Süddeutsche Zeitung

Im Kino: "Ema" aus Chile:Die Frau mit dem Flammenwerfer

Lesezeit: 4 min

Pablo Larraíns Film "Ema" erzählt von einer Tänzerin, die männlichen Fantasien nicht gehorchen will.

Von Philipp Stadelmaier

Majestätisch schwebt die brodelnde Sonnenkorona als Videoprojektion über der Bühne. Immer wieder wechselt sie die Farbe, von Gelbrot über Grün zu frostigem Blau, ein Zentralgestirn, das die Tänzer umkreisen wie Planeten. Mal fließend, meditativ und langsam, dann wieder eruptiv, abgebrochen, verzweifelt in ihren Bewegungen.

Unter den Tänzerinnen sticht eine heraus: eine junge Frau mit dunklen Augen und schlohblonden, nach hinten gekämmten Haaren. Ein wenig erinnert sie an Madelaine in Hitchcocks "Vertigo": bleich, geheimnisvoll, fantastisch - und doch sehr real. Ema, gespielt von Mariana Di Girolamo, ist das Zentrum des Films. Sie kreist mit den anderen um die Sonne, doch die anderen kreisen vor allem um sie - die Kollegen in der Tanzcompagnie, ihr Mann, der auch ihr Choreograf ist, und die Frauen und Männer, mit denen sie Affären und Beziehungen eingehen wird.

"Ema" heißt auch der Film des chilenischen Filmemachers Pablo Larraín, der letztes Jahr auf den Filmfestspielen von Venedig lief. Larraín hat Spielfilme über Jackie Kennedy und Pablo Neruda gedreht, über die Geschichte der Pinochet-Diktatur und die Vergehen katholischer Priester in Chile. Sein neues Werk ist ganz und gar der Gegenwart gewidmet, und diese wird vor allem verkörpert von der jungen Frau, deren Porträt er hier zeichnet.

Anfangs sehen wir eine Ampel in Flammen stehen, auf einer nächtlichen, leeren Straße der chilenischen Stadt Valparaíso. Die Kamera fährt zurück, bis Ema in Feuerschutzmontur erscheint, bewaffnet mit etwas, was wir zuerst für einen Feuerlöscher halten und später als Flammenwerfer identifizieren. Diese junge Frau ist nicht in die Welt gekommen, um Brände zu löschen, sondern um welche zu legen. Doch nur, um die Welt und sich selbst wieder ein wenig ins Gleichgewicht zu bringen.

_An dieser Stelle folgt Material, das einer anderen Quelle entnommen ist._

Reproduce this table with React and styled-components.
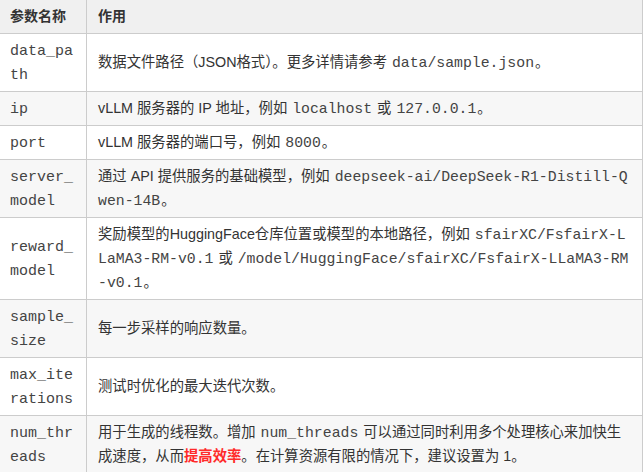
import React from "react";
import styled, { createGlobalStyle } from "styled-components";

const GlobalStyle = createGlobalStyle`
  html, body {
    margin: 0;
    padding: 0;
    background: #ffffff;
  }
  body {
    font-family: "Liberation Sans", "Noto Sans CJK SC", sans-serif;
    font-size: 14px;
    color: #333333;
    overflow: hidden;
  }
`;

const Table = styled.table`
  width: 644px;
  margin: -1px 0 0 -1px;
  border-collapse: collapse;
  table-layout: fixed;
  line-height: 24px;
`;

const HeadCell = styled.th`
  background: #f0f0f0;
  border: 1px solid #cccccc;
  padding: 4px 10px 5px 10px;
  text-align: left;
  font-weight: 700;
  color: #333333;
  width: ${(p) => (p.$narrow ? "66px" : "auto")};
  padding-left: ${(p) => (p.$narrow ? "10px" : "11px")};
`;

const Row = styled.tr`
  background: ${(p) => (p.$shaded ? "#f7f7f7" : "#ffffff")};
`;

const NameCell = styled.td`
  border: 1px solid #cccccc;
  padding: 4px 10px 5px 10px;
  vertical-align: middle;
  word-break: break-all;
`;

const DescCell = styled.td`
  border: 1px solid #cccccc;
  padding: 4px 10px 5px 11px;
  vertical-align: middle;
  word-break: break-all;
  font-size: 14.33px;
`;

const Code = styled.code`
  font-family: "Liberation Mono", "Courier New", monospace;
  font-size: ${(p) => (p.$bare ? "15px" : "14.8px")};
  line-height: 1;
  color: #444444;
  padding: 0 ${(p) => (p.$bare ? "0" : "1px")};
`;

const Strong = styled.strong`
  color: #ff2a2a;
  font-weight: 700;
`;

const rows = [
  {
    name: "data_path",
    desc: (
      <>
        数据文件路径（JSON格式）。更多详情请参考 <Code>data/sample.json</Code>。
      </>
    ),
  },
  {
    name: "ip",
    desc: (
      <>
        vLLM 服务器的 IP 地址，例如 <Code>localhost</Code> 或 <Code>127.0.0.1</Code>。
      </>
    ),
  },
  {
    name: "port",
    desc: (
      <>
        vLLM 服务器的端口号，例如 <Code>8000</Code>。
      </>
    ),
  },
  {
    name: "server_model",
    desc: (
      <>
        通过 API 提供服务的基础模型，例如{" "}
        <Code>deepseek-ai/DeepSeek-R1-Distill-Qwen-14B</Code>。
      </>
    ),
  },
  {
    name: "reward_model",
    desc: (
      <>
        奖励模型的HuggingFace仓库位置或模型的本地路径，例如{" "}
        <Code>sfairXC/FsfairX-LLaMA3-RM-v0.1</Code> 或{" "}
        <Code>/model/HuggingFace/sfairXC/FsfairX-LLaMA3-RM-v0.1</Code>。
      </>
    ),
  },
  { name: "sample_size", desc: "每一步采样的响应数量。" },
  { name: "max_iterations", desc: "测试时优化的最大迭代次数。" },
  {
    name: "num_threads",
    desc: (
      <>
        用于生成的线程数。增加 <Code>num_threads</Code>{" "}
        可以通过同时利用多个处理核心来加快生成速度，从而<Strong>提高效率</Strong>。在计算资源有限的情况下，建议设置为 1。
      </>
    ),
  },
];

export default function App() {
  return (
    <>
      <GlobalStyle />
      <Table>
        <thead>
          <tr>
            <HeadCell $narrow>参数名称</HeadCell>
            <HeadCell>作用</HeadCell>
          </tr>
        </thead>
        <tbody>
          {rows.map((r, i) => (
            <Row key={r.name} $shaded={i % 2 === 1}>
              <NameCell>
                <Code $bare>{r.name}</Code>
              </NameCell>
              <DescCell>{r.desc}</DescCell>
            </Row>
          ))}
        </tbody>
      </Table>
    </>
  );
}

Denn Emas Welt ist aus den Fugen geraten. Der Geschichte, die Larraín erzählt, geht ein Trauma voraus, das nie gezeigt wird. Ema ist mit Gaston (Gael García Bernal) zusammen, dem künstlerischen Leiter der Tanztruppe. Die beiden hatten einen Adoptivsohn. Eines Tages, so erfahren wir nach und nach, hat der Sohn Feuer gelegt, wobei Emas Schwester das halbe Gesicht verbrannt ist. Emas Reaktion hat die Sache weiter verschlimmert, sie hat den Jungen erneut zur Adoption freigegeben. Nun will sie das Kind unbedingt wieder zurück.

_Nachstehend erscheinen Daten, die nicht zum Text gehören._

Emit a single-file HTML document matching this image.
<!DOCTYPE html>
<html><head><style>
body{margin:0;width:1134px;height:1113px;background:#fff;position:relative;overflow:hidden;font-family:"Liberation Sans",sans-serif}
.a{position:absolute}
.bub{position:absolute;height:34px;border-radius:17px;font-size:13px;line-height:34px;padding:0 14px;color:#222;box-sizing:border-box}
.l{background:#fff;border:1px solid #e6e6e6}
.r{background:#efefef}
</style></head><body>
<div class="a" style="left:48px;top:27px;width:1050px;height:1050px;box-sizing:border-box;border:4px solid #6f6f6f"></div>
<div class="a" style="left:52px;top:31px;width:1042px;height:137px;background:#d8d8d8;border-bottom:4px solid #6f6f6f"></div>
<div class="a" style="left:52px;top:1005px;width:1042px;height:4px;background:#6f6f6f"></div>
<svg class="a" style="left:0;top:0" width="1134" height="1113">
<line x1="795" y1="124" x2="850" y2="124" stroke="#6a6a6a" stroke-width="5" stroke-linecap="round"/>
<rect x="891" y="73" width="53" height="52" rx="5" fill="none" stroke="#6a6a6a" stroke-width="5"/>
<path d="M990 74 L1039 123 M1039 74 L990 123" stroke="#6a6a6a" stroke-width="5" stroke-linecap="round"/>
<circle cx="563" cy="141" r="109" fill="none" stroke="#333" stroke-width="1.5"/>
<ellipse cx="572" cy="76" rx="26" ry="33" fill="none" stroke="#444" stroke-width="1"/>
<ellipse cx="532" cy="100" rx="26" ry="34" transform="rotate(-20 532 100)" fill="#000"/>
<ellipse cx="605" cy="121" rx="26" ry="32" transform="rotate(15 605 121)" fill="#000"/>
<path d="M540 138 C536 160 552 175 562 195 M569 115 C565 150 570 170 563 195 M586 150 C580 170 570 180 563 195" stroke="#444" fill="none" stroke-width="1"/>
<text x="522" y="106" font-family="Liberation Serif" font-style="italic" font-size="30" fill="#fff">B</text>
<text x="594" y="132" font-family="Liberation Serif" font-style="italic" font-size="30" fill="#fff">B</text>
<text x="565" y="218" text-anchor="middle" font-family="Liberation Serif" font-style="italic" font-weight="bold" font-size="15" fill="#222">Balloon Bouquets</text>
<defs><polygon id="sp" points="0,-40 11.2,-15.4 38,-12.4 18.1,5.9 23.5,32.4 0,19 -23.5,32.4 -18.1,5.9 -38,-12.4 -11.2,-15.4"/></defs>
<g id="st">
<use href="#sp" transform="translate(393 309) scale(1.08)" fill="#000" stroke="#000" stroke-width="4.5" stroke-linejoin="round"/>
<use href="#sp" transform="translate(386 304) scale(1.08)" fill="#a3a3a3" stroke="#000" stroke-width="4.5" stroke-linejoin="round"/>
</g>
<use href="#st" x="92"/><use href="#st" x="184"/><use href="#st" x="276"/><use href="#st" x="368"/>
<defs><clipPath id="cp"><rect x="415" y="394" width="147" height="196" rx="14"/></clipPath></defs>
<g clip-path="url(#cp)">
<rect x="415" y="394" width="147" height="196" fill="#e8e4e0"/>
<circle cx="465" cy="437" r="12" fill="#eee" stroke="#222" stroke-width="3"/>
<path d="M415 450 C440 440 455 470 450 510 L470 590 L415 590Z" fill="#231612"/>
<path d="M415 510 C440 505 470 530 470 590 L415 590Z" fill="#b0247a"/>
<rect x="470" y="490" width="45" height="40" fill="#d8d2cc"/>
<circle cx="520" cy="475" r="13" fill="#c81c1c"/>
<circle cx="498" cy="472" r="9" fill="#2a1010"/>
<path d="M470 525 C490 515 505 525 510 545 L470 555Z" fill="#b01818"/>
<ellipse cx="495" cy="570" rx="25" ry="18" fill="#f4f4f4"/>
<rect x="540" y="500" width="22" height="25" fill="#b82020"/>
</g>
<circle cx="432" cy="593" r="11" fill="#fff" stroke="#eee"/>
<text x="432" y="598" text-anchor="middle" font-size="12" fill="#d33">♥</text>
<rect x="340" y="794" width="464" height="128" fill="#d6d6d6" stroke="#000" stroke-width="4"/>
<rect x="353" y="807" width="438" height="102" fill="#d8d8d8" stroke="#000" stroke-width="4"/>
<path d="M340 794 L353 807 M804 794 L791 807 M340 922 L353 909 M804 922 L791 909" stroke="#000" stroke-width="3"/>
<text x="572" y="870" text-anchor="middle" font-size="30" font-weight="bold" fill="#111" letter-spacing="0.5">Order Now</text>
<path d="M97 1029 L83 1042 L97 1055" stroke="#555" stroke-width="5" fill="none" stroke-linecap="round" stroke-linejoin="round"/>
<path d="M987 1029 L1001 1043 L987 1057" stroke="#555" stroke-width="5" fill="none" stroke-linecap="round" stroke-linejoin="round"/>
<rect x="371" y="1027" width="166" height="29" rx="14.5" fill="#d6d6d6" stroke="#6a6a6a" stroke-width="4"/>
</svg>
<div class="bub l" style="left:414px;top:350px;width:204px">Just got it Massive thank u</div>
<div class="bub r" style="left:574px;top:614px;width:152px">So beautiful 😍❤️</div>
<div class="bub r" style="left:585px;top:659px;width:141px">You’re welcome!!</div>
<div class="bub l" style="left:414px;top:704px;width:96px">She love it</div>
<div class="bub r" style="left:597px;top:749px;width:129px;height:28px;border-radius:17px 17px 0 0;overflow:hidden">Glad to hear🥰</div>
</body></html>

Ema und Gaston machen sich Vorwürfe, die sie an sich selbst richten, an sich ans Paar, an den anderen. Wie konnte der Junge das machen? Und warum haben sie ihn im Stich gelassen? Mit atemberaubender Genauigkeit inszeniert Larraín die fließenden Wechsel innerhalb eines Gesprächs, in dem aus Streit Versöhnung und dann wieder Streit wird. Es ist ein Kino, in dem, wie bei Ingmar Bergman, jeder Moment in einer Beziehung nur für sich steht, weil man nie wissen kann, was auf ihn folgen wird: ein Kino des Augenblicks und seiner äußersten Fragilität. Jede Reaktion, die die Wogen glättet, ist schon zu viel, immer schon Überreaktion. Ist einmal kurz ein Gleichgewicht hergestellt, schlägt die Wage sofort wieder aus.

Dieser Tanzfilm zelebriert ein Kino des Augenblicks und seiner äußersten Fragilität

Zwischen der weiblichen Jugend, verkörpert von Ema und den anderen Tänzerinnen, und dem älteren Gaston verläuft aber auch eine Trennlinie, in der sich aktuelle identitätspolitische Debatten verdichten. Gaston will eine Performance machen mit Folklore und Blasmusik. Die Frauen werfen ihm Naivität und kulturelle Aneignung vor. Er sei wie ein Tourist, der im Hafen ankommt, nichts versteht von dem, was er sieht, und es trotzdem für seine Kunst adoptiert. Das Programm der Frauen besteht aus Reggaeton, Polybeziehungen, einem freien Ausdruck der Körper und der Verschmelzung von Sex und Tanz. "Irgendwann hatte jemand einen Megaorgasmus", so beschreibt eine Freundin von Ema die Musik, die sie inspiriert. "Und diesen Orgasmus tanzen wir heute."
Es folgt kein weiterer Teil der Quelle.